In essence though what I'm getting at, is that if someone rides a tram without a ticket, and you look down on them in disgust and utter "well what if everyone did that?", you are in fact making a plea to common-sense. The common-sense notion that the system wouldn't work if everyone did that, and that's just not on. The problem of course is that there isn't any common-sense involved. It is in fact little more than one's own social programming showing through, the concept of good citizenship.

The Shamed Citizen

The second reason people tend to buy tickets is the fear of being caught. The fines are laughable. As a rule a fine for fare evasion in Europe costs you about as much as 20 to 30 tickets, or 10 to 15 days worth of tickets. I have yet to find a place and meet the people that can tell me they are checked once every ten to fifteen days. Years of experience in various central European countries suggest the expected frequency is about once a month. That is if I never buy a ticket, I'm likely to pay for 10 to 15 days of travel every month. No rational person can see that as a disincentive, and it's not, it's an incentive not to buy tickets. Half price travel!

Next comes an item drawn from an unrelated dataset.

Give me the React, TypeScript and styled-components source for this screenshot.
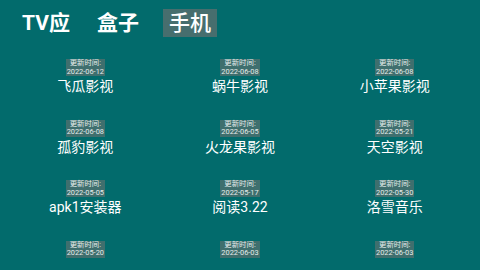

No, the disincentive comes from the fear not of a monetary fine but of shame - having other people go "tut, tut", and apply that beloved "Well, what if everyone did it?" argument to you, making you feel small, and dirty, and unworthy. This is in fact a very real disincentive. Most inspectors are very good at delivering this demeaning spiel.

The Bottom Line

There are some further disincentives for permanent residents of course. Firstly monthly passes are generally affordable and not so ludicrously expensive as single trip tickets (why the discrimination against transients I don't quite know, but it is very real and sold socially as "rewarding the regulars" or the "bulk buy discount"). Secondly if you get caught three or more times things can get a little more serious as a rule, court appearances and so on. Not real good.

But of course monthly passes are not a realistic option for the passer through and nor is getting caught and identified three times while in town. So there's no drama there.

But then the chances of being fined as a passer through are also slim. The "How, what, when, where, why?" line of attack and disorientation is wildly successful. Backup strategies involve keeping an unvalidated ticket on you, not speaking the local language (even if you do), never carrying enough cash on you to pay the fine, never carrying any formal ID on you and so on -- they all work wonders.

The chances of actually having to pay are slim. The chances of it going further are also slim in spite of the technical illegality say of not having any ID, and if on occasion you do pay a fine, even in fact if you pay one every time you're nabbed, you're saving an awful lot of money over the simple ticket fares.